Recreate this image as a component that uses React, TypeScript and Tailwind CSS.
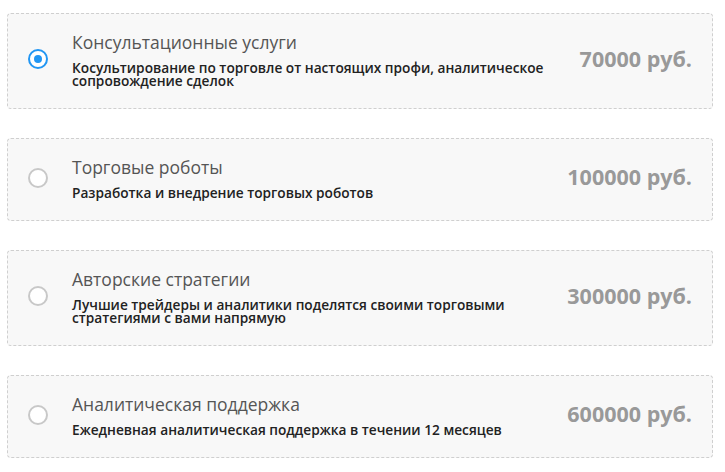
import React from "react";

const items = [
  {
    title: "Консультационные услуги",
    desc: "Косультирование по торговле от настоящих профи, аналитическое сопровождение сделок",
    price: "70000 руб.",
    checked: true,
  },
  {
    title: "Торговые роботы",
    desc: "Разработка и внедрение торговых роботов",
    price: "100000 руб.",
    checked: false,
  },
  {
    title: "Авторские стратегии",
    desc: "Лучшие трейдеры и аналитики поделятся своими торговыми стратегиями с вами напрямую",
    price: "300000 руб.",
    checked: false,
  },
  {
    title: "Аналитическая поддержка",
    desc: "Ежедневная аналитическая поддержка в течении 12 месяцев",
    price: "600000 руб.",
    checked: false,
  },
];

export default function App() {
  return (
    <div
      className="min-h-screen bg-white pt-[13px] pl-[7px]"
      style={{ fontFamily: '"Open Sans", "Noto Sans", sans-serif' }}
    >
      <div className="flex w-[706px] flex-col gap-[29px]">
        {items.map((it) => (
          <div
            key={it.title}
            className="flex items-center rounded-[4px] border border-dashed border-[#cfcfcf] bg-[#f8f8f8] pt-[17px] pb-[21px] pl-[20px] pr-[20px]"
          >
            <div className="flex w-[44px] shrink-0 items-center">
              {it.checked ? (
                <div className="flex h-[20px] w-[20px] items-center justify-center rounded-full border-2 border-[#2196f3] bg-white">
                  <div className="h-[8px] w-[8px] rounded-full bg-[#2196f3]" />
                </div>
              ) : (
                <div className="h-[20px] w-[20px] rounded-full border-2 border-[#c8c8c8] bg-white" />
              )}
            </div>
            <div className="flex min-w-0 flex-1 flex-col gap-[8px]">
              <div className="text-[17.5px] leading-[22px] text-[#555]">{it.title}</div>
              <div className="w-[490px] text-[13.7px] font-semibold leading-[13px] text-[#222]">
                {it.desc}
              </div>
            </div>
            <div className="text-[21.5px] font-bold text-[#999]">{it.price}</div>
          </div>
        ))}
      </div>
    </div>
  );
}
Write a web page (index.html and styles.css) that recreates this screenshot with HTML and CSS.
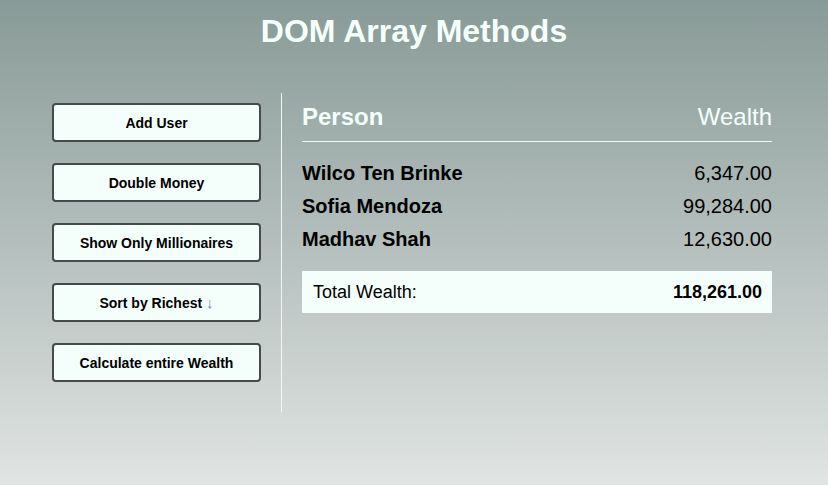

WHAT YOU HAVE TO DO: Write out every entry again word for word, without any of the pictures.

TASK OUTPUT:
Recreate this image as a component that uses React, TypeScript and Tailwind CSS.
import React from "react";

const items = [
  {
    title: "Консультационные услуги",
    desc: "Косультирование по торговле от настоящих профи, аналитическое сопровождение сделок",
    price: "70000 руб.",
    checked: true,
  },
  {
    title: "Торговые роботы",
    desc: "Разработка и внедрение торговых роботов",
    price: "100000 руб.",
    checked: false,
  },
  {
    title: "Авторские стратегии",
    desc: "Лучшие трейдеры и аналитики поделятся своими торговыми стратегиями с вами напрямую",
    price: "300000 руб.",
    checked: false,
  },
  {
    title: "Аналитическая поддержка",
    desc: "Ежедневная аналитическая поддержка в течении 12 месяцев",
    price: "600000 руб.",
    checked: false,
  },
];

export default function App() {
  return (
    <div
      className="min-h-screen bg-white pt-[13px] pl-[7px]"
      style={{ fontFamily: '"Open Sans", "Noto Sans", sans-serif' }}
    >
      <div className="flex w-[706px] flex-col gap-[29px]">
        {items.map((it) => (
          <div
            key={it.title}
            className="flex items-center rounded-[4px] border border-dashed border-[#cfcfcf] bg-[#f8f8f8] pt-[17px] pb-[21px] pl-[20px] pr-[20px]"
          >
            <div className="flex w-[44px] shrink-0 items-center">
              {it.checked ? (
                <div className="flex h-[20px] w-[20px] items-center justify-center rounded-full border-2 border-[#2196f3] bg-white">
                  <div className="h-[8px] w-[8px] rounded-full bg-[#2196f3]" />
                </div>
              ) : (
                <div className="h-[20px] w-[20px] rounded-full border-2 border-[#c8c8c8] bg-white" />
              )}
            </div>
            <div className="flex min-w-0 flex-1 flex-col gap-[8px]">
              <div className="text-[17.5px] leading-[22px] text-[#555]">{it.title}</div>
              <div className="w-[490px] text-[13.7px] font-semibold leading-[13px] text-[#222]">
                {it.desc}
              </div>
            </div>
            <div className="text-[21.5px] font-bold text-[#999]">{it.price}</div>
          </div>
        ))}
      </div>
    </div>
  );
}
Write a web page (index.html and styles.css) that recreates this screenshot with HTML and CSS.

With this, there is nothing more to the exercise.